Here are some common examples:

  • Overnight shipping – You know, when you forget that valentine’s present for your significant other and need it sent out yesterday.
  • Gift wrapping – For when you want to send a special gift to someone who is not with you. Having it gift wrapped when it arrives adds a nice touch.
  • Custom logos on business products – You can certainly buy the products without your brand or affiliation. Adding the logo is something you’ll pay extra to receive.

Now we have variable based toll lanes that are available, at a price, to save commuters a few minutes while getting from point A to point B.  When you are late for an appointment or meeting and can’t wait through the usual traffic jam it becomes a solution to a need.

Is it wrong to repurpose a public road as a toll lane?
Toll roads aren’t new. They’re all over the country. Does it matter if a road was built with the agreement that a toll fund would pay for the construction versus a road that is converted to tolls after it’s built with general tax dollars? Is it right to for taxpayers to pay twice to receive the benefits of a government service? These are great questions and worthy of healthy debate.

You may have guessed that my commute is impacted by a HOT lane.
I’m noodling these thoughts because I’m watching and using a HOT lane each day during my commute to work.  I have not paid to use the lane yet, and most of my fellow commuters have not either. In fact what’s happened is that the general purpose lanes have more traffic and the HOT lanes are generally empty. The lack of vehicles in the HOT lane was so far under estimates that officials quickly reduced the amount of the toll in an effort to get more commuters in the lane.

Is this the answer to large congestion problems? Not from what I’ve observed. Many people refuse to use pay the toll to enter the HOT lanes out of principal that it doesn’t have equal access to everyone.  As a result, the lanes and have created new traffic issues on surface streets as commuters look to avoid the backup in the general purpose lanes on the interstate. Bottom line is that the lanes may be helping the few, but they’ve made the commute longer for most people.

As a marketer, I love the idea of needs based services.
What marketer doesn’t like premium services? They are highly profitable. Customers respect and value needs based services also. They use it when they need it and are willing (maybe not happy about it) to pay extra to get it.

But a HOT lane is having a tough time gaining the acceptance from most of the public. I wonder if the negative reaction from many people is because the idea is new and represents change? If the lane was built with the purpose of functioning as a HOT lane from the outset and funded by the tolls would it thought of differently? Will negative perception to the lane fade with time?

Transit authority planners continue to push this idea as a solution for transit issues. Since the majority of public reaction is negative, someone needs to ask if there is a better way. But with a revenue stream attached to them, HOT lanes will be a difficult thing for transit authorities to let go.

Our definition of ‘normal’ for transportation options may be changing before our eyes.
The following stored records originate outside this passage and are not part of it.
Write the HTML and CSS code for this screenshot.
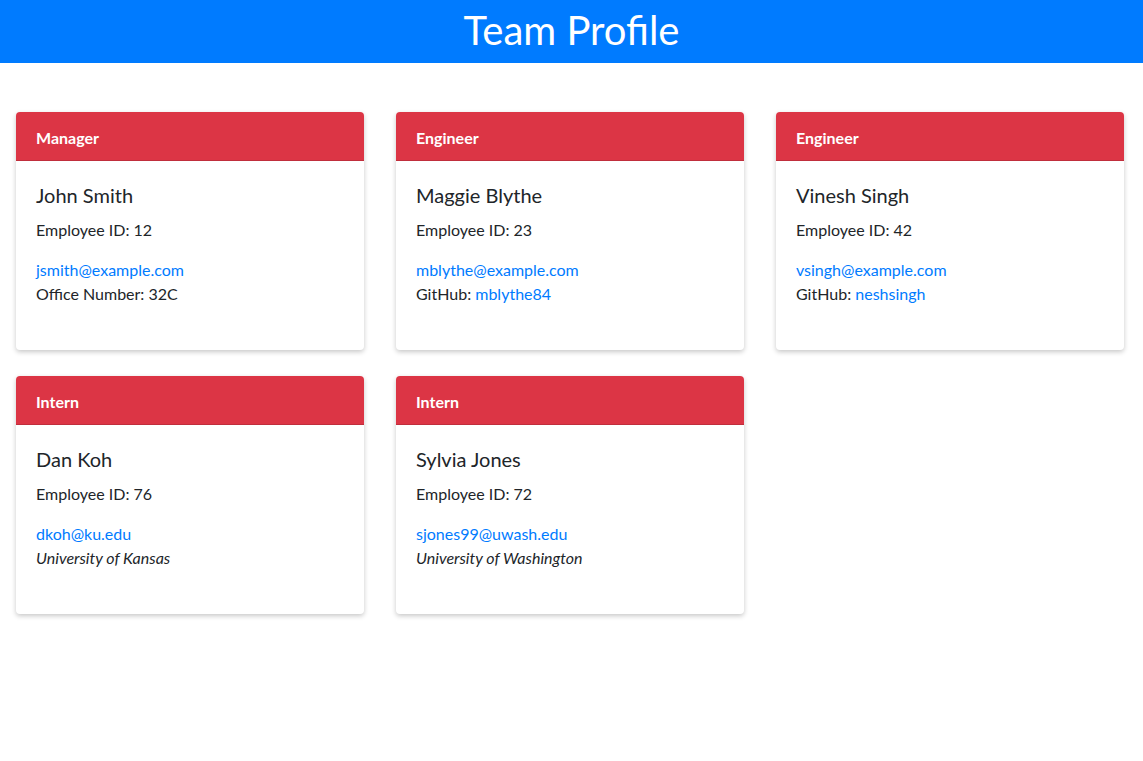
FILE: index.html
```html
<!DOCTYPE html>
<html lang="en">
<head>
<meta charset="utf-8">
<title>Team Profile</title>
<link rel="stylesheet" href="styles.css">
</head>
<body>
<header class="banner">
  <h1 class="banner-title">Team Profile</h1>
</header>
<main class="team">
  <section class="card">
    <div class="card-header">Manager</div>
    <div class="card-body">
      <h2 class="card-name">John Smith</h2>
      <p class="card-id">Employee ID: 12</p>
      <p class="card-info"><a href="#">jsmith@example.com</a><br>Office Number: 32C</p>
    </div>
  </section>
  <section class="card">
    <div class="card-header">Engineer</div>
    <div class="card-body">
      <h2 class="card-name">Maggie Blythe</h2>
      <p class="card-id">Employee ID: 23</p>
      <p class="card-info"><a href="#">mblythe@example.com</a><br>GitHub: <a href="#">mblythe84</a></p>
    </div>
  </section>
  <section class="card">
    <div class="card-header">Engineer</div>
    <div class="card-body">
      <h2 class="card-name">Vinesh Singh</h2>
      <p class="card-id">Employee ID: 42</p>
      <p class="card-info"><a href="#">vsingh@example.com</a><br>GitHub: <a href="#">neshsingh</a></p>
    </div>
  </section>
  <section class="card">
    <div class="card-header">Intern</div>
    <div class="card-body">
      <h2 class="card-name">Dan Koh</h2>
      <p class="card-id">Employee ID: 76</p>
      <p class="card-info"><a href="#">dkoh@ku.edu</a><br><em>University of Kansas</em></p>
    </div>
  </section>
  <section class="card">
    <div class="card-header">Intern</div>
    <div class="card-body">
      <h2 class="card-name">Sylvia Jones</h2>
      <p class="card-id">Employee ID: 72</p>
      <p class="card-info"><a href="#">sjones99@uwash.edu</a><br><em>University of Washington</em></p>
    </div>
  </section>
</main>
</body>
</html>
```
FILE: styles.css
```css
* { box-sizing: border-box; }
html, body {
  margin: 0;
  padding: 0;
  background: #fff;
  color: #212529;
  font-family: Lato, "Liberation Sans", sans-serif;
  font-size: 16px;
  line-height: 24px;
}
.banner {
  height: 63px;
  padding-bottom: 3px;
  background: #007bff;
  display: flex;
  align-items: center;
  justify-content: center;
}
.banner-title {
  margin: 0;
  color: #fff;
  font-weight: 400;
  font-size: 40px;
  line-height: 48px;
}
.team {
  display: grid;
  grid-template-columns: repeat(3, 348px);
  column-gap: 32px;
  row-gap: 26px;
  padding: 49px 0 20px 16px;
}
.card {
  height: 238px;
  background: #fff;
  border-radius: 4px;
  box-shadow: 0 2px 5px rgba(0, 0, 0, 0.22);
  overflow: hidden;
}
.card-header {
  height: 49px;
  padding: 14px 20px 10px;
  background: #dc3545;
  color: #fff;
  font-weight: 700;
  border-bottom: 1px solid rgba(0, 0, 0, 0.125);
}
.card-body {
  padding: 22px 20px 20px;
}
.card-name {
  margin: 0 0 11px;
  font-size: 20px;
  font-weight: 400;
  line-height: 24px;
}
.card-id {
  margin: 0 0 16px;
}
.card-info {
  margin: 0;
}
.card-info a {
  color: #007bff;
  text-decoration: none;
}
```
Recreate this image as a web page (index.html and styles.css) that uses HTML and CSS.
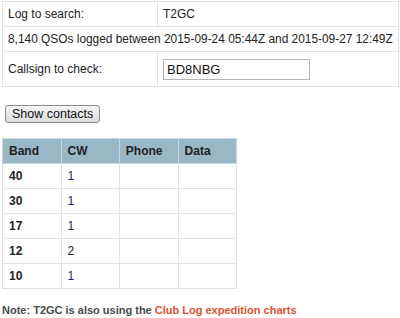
FILE: index.html
```html
<!DOCTYPE html>
<html lang="en">
<head>
    <meta charset="UTF-8">
    <title>Log search</title>
    <link rel="stylesheet" href="styles.css">
</head>
<body>
    <form class="search">
        <table class="info">
            <tr>
                <td class="label">Log to search:</td>
                <td>T2GC</td>
            </tr>
            <tr>
                <td colspan="2" class="span">8,140 QSOs logged between 2015-09-24 05:44Z and 2015-09-27 12:49Z</td>
            </tr>
            <tr>
                <td class="label">Callsign to check:</td>
                <td><input type="text" class="call" value="BD8NBG"></td>
            </tr>
        </table>
        <button type="button" class="show">Show contacts</button>
    </form>

    <table class="bands">
        <tr>
            <th>Band</th>
            <th>CW</th>
            <th>Phone</th>
            <th>Data</th>
        </tr>
        <tr><td class="band">40</td><td><a href="#">1</a></td><td></td><td></td></tr>
        <tr><td class="band">30</td><td><a href="#">1</a></td><td></td><td></td></tr>
        <tr><td class="band">17</td><td><a href="#">1</a></td><td></td><td></td></tr>
        <tr><td class="band">12</td><td>2</td><td></td><td></td></tr>
        <tr><td class="band">10</td><td><a href="#">1</a></td><td></td><td></td></tr>
    </table>

    <p class="note">Note: T2GC is also using the <a href="#">Club Log expedition charts</a></p>
</body>
</html>
```

FILE: styles.css
```css
body {
    margin: 0;
    padding: 1px 2px;
    font-family: "Liberation Sans", Arial, sans-serif;
    font-size: 12px;
    color: #222;
    background: #fff;
}
table {
    border-collapse: collapse;
}
.info {
    width: 392px;
}
.info td {
    border: 1px solid #e2e2e2;
    padding: 0 5px;
    height: 24px;
}
.info .span {
    white-space: nowrap;
    font-size: 11.9px;
}
.info tr:last-child td {
    height: 34px;
}
.info .label {
    width: 144px;
}
.call {
    width: 139px;
    height: 17px;
    padding: 1px 3px;
    margin: 0;
    border: 1px solid #b5b5b5;
    font-family: "Liberation Sans", Arial, sans-serif;
    font-size: 13px;
    color: #111;
}
.show {
    margin: 18px 0 15px 3px;
    padding: 1px 6px;
    font-family: "Liberation Sans", Arial, sans-serif;
    font-size: 12.5px;
    color: #111;
    background: linear-gradient(#f6f6f6, #dcdcdc);
    border: 1px solid #8e8e8e;
    border-radius: 3px;
}
.bands {
    width: 235px;
}
.bands th,
.bands td {
    border: 1px solid #e2e2e2;
    padding: 0 6px;
    height: 24px;
    width: 46px;
    text-align: left;
}
.bands th {
    background: #98b8c6;
    color: #222;
    border-color: #c9d8df;
}
.bands .band {
    font-weight: bold;
}
.bands a {
    color: #2b1470;
    text-decoration: none;
}
.note {
    margin: 15px 0 0;
    font-size: 11px;
    font-weight: bold;
    color: #4a4a4a;
}
.note a {
    color: #e0522e;
    text-decoration: none;
}
```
What do you think?

HOV toll lanes: The good, the bad, and the ugly

Last month the Gwinnett Daily Post reported that a section of the I-85 high occupancy lanes in metro Atlanta would be converted to toll lanes.  The story was of particular interest to me because the section that will convert to toll lanes is from Old Peachtree Road to I-285.  That’s exactly the stretch of I-85 that I use every day to get to work. For the record, I carpool with a co-worker anywhere from two to four days a week (depending on schedules) and make use of the existing toll-free HOV lanes.

I’ve seen a few message boards on this topic and the general public opinion is overwhelmingly negative.  The poll question from the Gwinnett Daily Post last week asked readers if they were in favor of the lanes becoming a toll-lane.  A whopping 88% responded that they thought this was a bad idea. Here’s my take on this:

The Good

  • The government is continuously looking for ways to alleviate traffic burdens.
  • The government continues to encourage use of high occupancy lanes which both help the environment as well as reduce the overall traffic volume.
  • The government is basing this tactic from a study in California.  I’m still trying to think through statistics of use there, but at least they are looking to learn from similar programs already installed.
  • The grant includes $30 million to buy 36 new buses and expand commute parking lots.

The Bad

  • There’s a $110 million dollar grant from the Federal Government for this work.  Sounds like a good deal for some Georgians to take advantage of some free money.  But I’m left to wonder about the increased tax burden to others.
  • The state is required to match $37 million from it’s own piggy bank.  Where’s that coming from?
  • This is coming at a time when a major re-engineering effort to rework the I-85 / 316 split was recently completed.  The results of that project have been extremly successful.  Traffic flow has been noticeably better during peak hours.
  • The public is definitely not sold on this idea.  Just look at the commentaries being posted.  Most people feel that this is another tax ploy and is intended to benefit the wealthy more than those who are truly trying to conserve by sharing a car.   It’s being called the “Lexus Lane”.

The Ugly

  • As a regular user of the existing toll-free HOV lane I can tell you that on some days it doesn’t move any faster than than the standard lanes. Paying a fee for sitting in the HOV lane is no bueno.
  • Paying a fee for a 2-person carpool during peak hours will probably remove all of the financial incentive to saving on gas and maintenance costs. I see that having a negative impact on overall usage rates.
  • For Gwinnett County residents, this comes right after the county forced its residents to go a single (government chosen) waste collection service and after it brought a AAA baseball franchise to the county and stuck a bloated tax bill to residents.  The amount of government intervention in large financial decisions is starting to take its own toll on residents.
  • From what I’ve read, the technology to gauge your fee will be a device that is installed on or within your car that registers with sensors in the road.
    • It’s not clear how it works if you ride in the lane without a device.  (Enforcement)
    • So now the government can track my whereabouts in a car?  How do we know these devices are not sending other types of data?
    • I wonder what the installation and setup fee will be for the devices.

What are your thoughts?  Do you live in an area like this or will you be affected by the change on I-85 in the Atlanta area?